Na prescrição de medicamentos, as benzodiazepinas (ansiolíticos, sedativos e hipnóticos) continuam a motivar preocupação, porque são drogas potencialmente de abuso e apenas atuam nos sintomas. Apesar dos alertas repetidos nos últimos anos, o ritmo da prescrição não desceu. Para alterar este consumo que se situa “em níveis de risco para a saúde pública”, Álvaro Carvalho defende a diminuição da comparticipação estatal destes medicamentos vulgarmente designados como tranquilizantes, o que levaria ao aumento do seu preço e, eventualmente, a um decréscimo das vendas.  A agravar o problema, as benzodiazepinas mais receitadas em Portugal (alprazolam e lorazepam) são das que têm maior potencial ansiolítico e, consequentemente, maior potencial de tolerância e dependência, lê-se no relatório (em 2014, os portugueses consumiram 91.496.345 doses diárias de alprazolam e 65.851.064 de lorazepam).

 

Mas o que aumentou substancialmente, entre 2010 e 2014, foi o consumo de antidepressivos. Vendem-se cada vez mais antidepressivos (ultrapassaram mesmo os tranquilizantes), mas ainda não estamos “em níveis que justifiquem alarme”, sustenta o psiquiatra. Álvaro Carvalho explica que os antidepressivos são utilizados tanto para tratamento de depressões como de perturbações de ansiedade, pelo que se justifica a evolução do consumo.

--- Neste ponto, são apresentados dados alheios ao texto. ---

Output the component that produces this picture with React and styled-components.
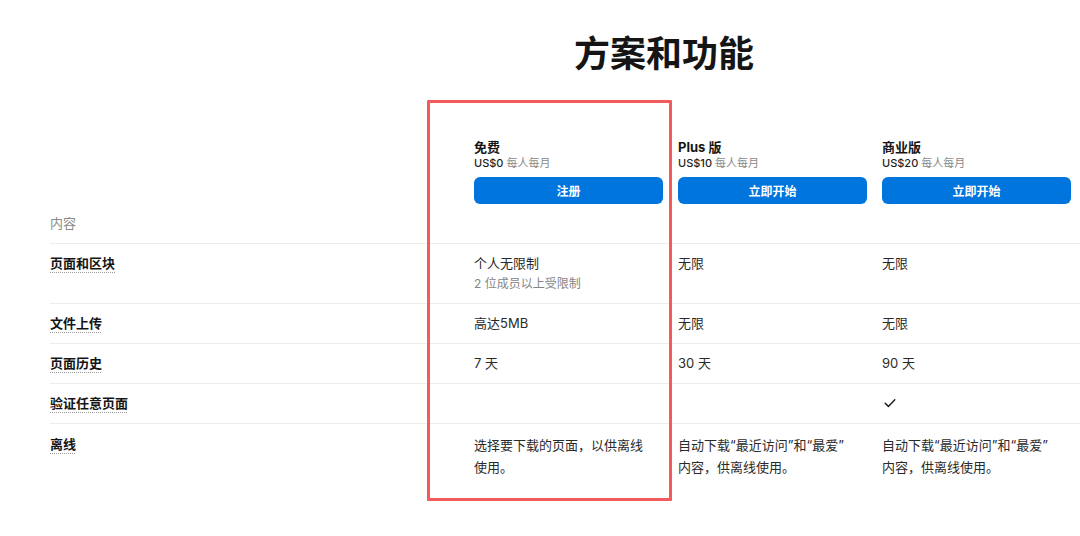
import styled, { createGlobalStyle } from "styled-components";

const GlobalStyle = createGlobalStyle`
  html, body {
    margin: 0;
    padding: 0;
    background: #ffffff;
    overflow: hidden;
  }
  body {
    font-family: "Inter", "Noto Sans CJK SC", sans-serif;
    color: #1f1f1f;
    -webkit-font-smoothing: antialiased;
  }
`;

const plans = [
  { name: "免费", price: "US$0", cta: "注册" },
  { name: "Plus 版", price: "US$10", cta: "立即开始" },
  { name: "商业版", price: "US$20", cta: "立即开始" },
];

const rows = [
  {
    label: "页面和区块",
    cells: [
      { text: "个人无限制", note: "2 位成员以上受限制" },
      { text: "无限" },
      { text: "无限" },
    ],
  },
  {
    label: "文件上传",
    cells: [{ text: "高达5MB" }, { text: "无限" }, { text: "无限" }],
  },
  {
    label: "页面历史",
    cells: [{ text: "7 天" }, { text: "30 天" }, { text: "90 天" }],
  },
  {
    label: "验证任意页面",
    cells: [{}, {}, { check: true }],
  },
  {
    label: "离线",
    tall: true,
    cells: [
      { text: "选择要下载的页面，以供离线使用。" },
      { text: "自动下载“最近访问”和“最爱”内容，供离线使用。" },
      { text: "自动下载“最近访问”和“最爱”内容，供离线使用。" },
    ],
  },
];

const CheckIcon = () => (
  <svg width="14" height="14" viewBox="0 0 14 14" fill="none">
    <path
      d="M2.2 7.3 L5.4 10.4 L11.8 3.8"
      stroke="#1f1f1f"
      strokeWidth="1.5"
      strokeLinecap="round"
      strokeLinejoin="round"
    />
  </svg>
);

const App = () => {
  return (
    <Page>
      <GlobalStyle />
      <Title>方案和功能</Title>
      <Table>
        <HeaderRow>
          <SectionLabel>内容</SectionLabel>
          {plans.map((p) => (
            <PlanHead key={p.name}>
              <PlanName>{p.name}</PlanName>
              <PlanPrice>
                {p.price} <span>每人每月</span>
              </PlanPrice>
              <Button>{p.cta}</Button>
            </PlanHead>
          ))}
        </HeaderRow>
        {rows.map((r) => (
          <Row key={r.label} $tall={r.tall}>
            <Cell>
              <Label>{r.label}</Label>
            </Cell>
            {r.cells.map((c, i) => (
              <Cell key={i}>
                {c.text && <Value $tall={r.tall}>{c.text}</Value>}
                {c.note && <Note>{c.note}</Note>}
                {c.check && (
                  <CheckWrap>
                    <CheckIcon />
                  </CheckWrap>
                )}
              </Cell>
            ))}
          </Row>
        ))}
      </Table>
      <Highlight />
    </Page>
  );
};

const Page = styled.div`
  position: relative;
  width: 1328px;
  min-height: 536px;
  padding-top: 32px;
  box-sizing: border-box;
`;

const Title = styled.h1`
  margin: 0;
  text-align: center;
  font-size: 36px;
  line-height: 44px;
  font-weight: 700;
  color: #151515;
`;

const Table = styled.div`
  padding-left: 50px;
`;

const grid = `
  display: grid;
  grid-template-columns: 424px 204px 204px 204px;
`;

const HeaderRow = styled.div`
  ${grid}
  align-items: end;
  padding-top: 63px;
`;

const SectionLabel = styled.div`
  font-size: 13px;
  line-height: 20px;
  color: #8a8a8a;
  padding-bottom: 10px;
`;

const PlanHead = styled.div`
  display: flex;
  flex-direction: column;
  padding-right: 15px;
  padding-bottom: 39px;
`;

const PlanName = styled.div`
  font-size: 13px;
  line-height: 17px;
  font-weight: 700;
  color: #151515;
`;

const PlanPrice = styled.div`
  font-size: 11px;
  line-height: 14px;
  font-weight: 500;
  color: #1f1f1f;

  span {
    color: #8a8a8a;
    font-weight: 400;
  }
`;

const Button = styled.button`
  margin-top: 7px;
  height: 27px;
  width: 100%;
  border: none;
  border-radius: 6px;
  background: #0075de;
  color: #ffffff;
  font-family: inherit;
  font-size: 12px;
  font-weight: 600;
  cursor: pointer;
`;

const Row = styled.div`
  ${grid}
  border-top: 1px solid #ededed;
  padding: ${(p) => (p.$tall ? "10px 0 14px" : "9px 0 10px")};
  &:first-of-type {
    padding: 10px 0 7px;
  }
`;

const Cell = styled.div`
  padding-right: 15px;
  min-height: 20px;
  font-size: 13px;
  line-height: 20px;
`;

const Label = styled.span`
  font-size: 13px;
  line-height: 20px;
  font-weight: 700;
  color: #151515;
  text-decoration: underline dotted #9a9a9a;
  text-decoration-thickness: 1px;
  text-underline-offset: 4px;
`;

const Value = styled.div`
  font-size: 13px;
  line-height: ${(p) => (p.$tall ? "22px" : "20px")};
  color: #2a2a2a;
  max-width: 176px;
  line-break: anywhere;
`;

const Note = styled.div`
  margin-top: 2px;
  font-size: 12px;
  line-height: 18px;
  color: #858585;
`;

const CheckWrap = styled.div`
  height: 20px;
  display: flex;
  align-items: center;
  padding-left: 1px;
`;

const Highlight = styled.div`
  position: absolute;
  left: 427px;
  top: 100px;
  width: 245px;
  height: 401px;
  box-sizing: border-box;
  border: 3px solid #f35b5b;
  border-radius: 1px;
  pointer-events: none;
`;

export default App;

Também o grupo de “estimulantes inespecíficos” cresceu mais de 110% entre 2010 e 2014. Por isso mesmo é posta em causa a prescrição de elevadas quantidades de medicamentos, nas crianças e jovens, para tratamento da hiperatividade. “Quer os pediatras quer os pedopsiquiatras frequentemente recebem pais com cartas de educadores infantis e professores do ensino básico a pedirem-lhes para receitar anfetaminas. Será por pressão dos laboratórios?”, questiona Álvaro Carvalho. “Uma coisa é a instabilidade, outra é a hiperatividade”, sublinha o psiquiatra, adiantando que há um grupo de peritos a avaliar esta matéria e que já foram pedidos, ao Infarmed (Autoridade Nacional do Medicamento), dados mais completos.

 

De igual forma há uma especial atenção com o grupo de idosos. Um estudo feito num Agrupamento de Centros de Saúde do Norte permitiu perceber que um terço (35,9%) sofre de perturbações mentais e, numa amostra aleatória deste grupo, foi encontrado défice cognitivo em 88,3%, sendo que em 7,8% do total deste défice é grave. Nos idosos a viver em lares a taxa de défice cognitivo grave duplica e coloca-se a hipótese (ainda a necessitar de estudo) de que poderão estar sobremedicados.

 

Nesta faixa etária, o grande problema são as várias formas de demência, uma epidemia que se estima afetar cerca de 160 mil pessoas, 90 mil das quais na forma mais conhecida, a doença de Alzheimer. O que se sabe, para já, é que, num inquérito conduzido entre dezembro de 2014 e junho de 2015 (1476 pessoas), 44% disseram ter tido uma experiência com um membro da família. A demência aparece, aliás, como a terceira causa de maior “receio”, a seguir ao cancro e aos acidentes vasculares cerebrais (AVC).